VANCOUVER –It seemed too good to be true and it was: Macarthur Minerals(MMS-V, MMSDF-O) fell 45% on news that a $100-million deal for its Lake Giles iron ore deposit in Western Australia fell through.
In November 2007, Macarthur struck a deal giving LPD Holdings the right to acquire an 80% interest in Internickel Australia, Macarthur’s subsidiary and the owner of its Lake Giles iron ore project, for $110 million. At the time, the project hosted 82.5 million inferred tonnes grading 24.6% iron.
The agreement saw LPD pay $10 million for 30% of the subsidiary immediately. Macarthur agreed to spend 85% of that initial payment on a drilling program to expand the resource. Then, upon delineation of a 500-million-tonne resource, LPD had the right to pay $100 million to bring its stake to 80%. If it then wanted to buy Macarthur’s remaining free-carried 20%, it could do so for a negotiated amount of up to $40 million.
Macarthur went to work with the first $10 million and by mid-2008 had boosted the Lake Giles resource to 112 million inferred tonnes grading 24.6% iron. In fact, the company conducted six drill programs at Lake Giles over 2008, though it only released drill results from part of one program. Despite a lack of drilling news, there was no lack of news releases reminding investors that LPD was still looking to put down another $100 million for the project.
Furthermore, Macarthur said it planned to distribute 80% of the $100-million payday (after tax) to investors as a special dividend. The company only has just over 18 million shares issued, so if management followed through on that promise the holder of each share would get something like $3.50. That’s where things started to seem too good to be true — during 2008, Macarthur shares were never worth more than $2.50 and usually sat below $2.

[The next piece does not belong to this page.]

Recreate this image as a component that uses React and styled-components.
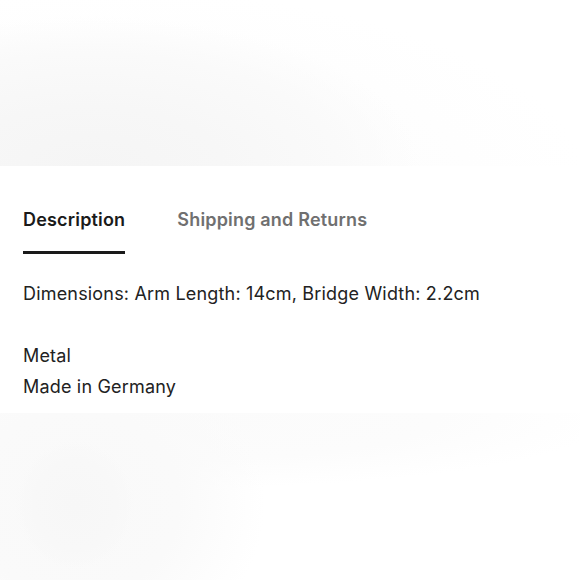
import React, { useState } from "react";
import styled, { createGlobalStyle } from "styled-components";

const GlobalStyle = createGlobalStyle`
    body {
        margin: 0;
        background: #ffffff;
        font-family: Inter, "Noto Sans", "Liberation Sans", sans-serif;
        color: #1a1a1a;
    }
`;

const Page = styled.div`
    width: 580px;
    display: flex;
    flex-direction: column;
`;

const TopImage = styled.div`
    height: 166px;
    background:
        radial-gradient(ellipse 330px 150px at 90px 166px, #f5f5f5 0%, #f7f7f7 40%, #fafafa 75%, rgba(255, 255, 255, 0) 100%),
        radial-gradient(ellipse 470px 200px at 120px 190px, #fbfbfb 0%, rgba(255, 255, 255, 0) 100%),
        #ffffff;
`;

// shadow blob under the product shot, positions relative to this box
const BottomImage = styled.div`
    height: 167px;
    background:
        radial-gradient(ellipse 60px 65px at 75px 92px, #f7f7f7 0%, #f8f8f8 70%, rgba(248, 248, 248, 0) 100%),
        radial-gradient(ellipse 190px 170px at 75px 90px, #f9f9f9 0%, #fafafa 55%, rgba(255, 255, 255, 0) 100%),
        radial-gradient(ellipse 430px 70px at 180px 5px, #fbfbfb 0%, #fcfcfc 60%, rgba(255, 255, 255, 0) 100%),
        #ffffff;
`;

const Section = styled.div`
    padding: 0 23px;
    background: #ffffff;
`;

const Tabs = styled.div`
    display: flex;
    gap: 52px;
`;

const Tab = styled.button`
    appearance: none;
    background: none;
    border: none;
    padding: 42px 0 19px;
    margin: 0;
    font-family: inherit;
    font-size: 18px;
    line-height: 24px;
    font-weight: 600;
    letter-spacing: 0.18px;
    color: ${(p) => (p.$active ? "#1a1a1a" : "#707070")};
    border-bottom: 3px solid ${(p) => (p.$active ? "#1a1a1a" : "transparent")};
    cursor: pointer;
`;

const Content = styled.div`
    padding: 24px 0 11px;
    font-size: 18px;
    line-height: 31px;
    letter-spacing: 0.18px;
    color: #222222;
`;

const Line = styled.p`
    margin: 0;
    min-height: 31px;
`;

const App = () => {
    const [tab, setTab] = useState(0);

    return (
        <Page>
            <GlobalStyle />
            <TopImage />
            <Section>
                <Tabs>
                    <Tab $active={tab === 0} onClick={() => setTab(0)}>
                        Description
                    </Tab>
                    <Tab $active={tab === 1} onClick={() => setTab(1)}>
                        Shipping and Returns
                    </Tab>
                </Tabs>
                <Content>
                    <Line>Dimensions: Arm Length: 14cm, Bridge Width: 2.2cm</Line>
                    <Line />
                    <Line>Metal</Line>
                    <Line>Made in Germany</Line>
                </Content>
            </Section>
            <BottomImage />
        </Page>
    );
};

export default App;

In the fall came news that wet weather at Lake Giles had delayed drilling. The companies agreed to extend the deal deadline from late September to mid-November. Then it was extended to mid-December, and then to late February.
In November, while announcing one of the deadline extensions, Macarthur said the company provided LPD with a “positive independent geological report supporting the resource calculation which placed the proposed project “on track” and met all of the benchmark requirements for a move to completion of the acquisition by LPD.” Macarthur’s CEO then said in the release that LPD had informed Macarthur it intended to proceed with the second-stage acquisition for $100 million.
One key question remained unanswered: Had LPD dropped its requirement from the original deal that Lake Giles carry a 500-million-tonne resource?
With that issue never addressed, dealings continued. In December LPD Holdings, which until then had been representing another, unnamed party, revealed its partner to be Minmetals Mining, a subsidiary of China National Products. Macarthur’s management hoped news that a well-known major was involved in the transaction might improve investor confidence. That did not transpire.
Then the British Columbia Securities Commission (BCSC) got involved, slamming Macarthur for a litany of disclosure failings including insufficient discussion around liquidity, capital resources, related-party transactions, fourth-quarter items, and results of operations. In addition, Macarthur had to retract the life-of-project iron concentrate quantity and grade it had included in its technical reports, as National Instrument 43-101 regulations do not allow economic assessments of inferred resources. The BCSC also chastised the company for not releasing drill results.
Nevertheless, Macarthur pressed on. It held a shareholders’ meeting and got the official go-ahead for the $100-million deal. It extended the deadline deal to March 2. And then came the news: Minmetals Mining decided not to exercise the option. Macarthur’s share price went into freefall, losing $1 in a day to close at $1.20. It is worth noting that Lake Giles is the company’s only project.
Now LPD, Minmetals, and Macarthur have three months to find another buyer or rework the deal. If three months passes without a new agreement, Macarthur is entitled and intends to acquire back the 30% by issuing 4.7 million shares at $2.12 apiece. The company says that will give it full ownership and roughly $6 million in working capital.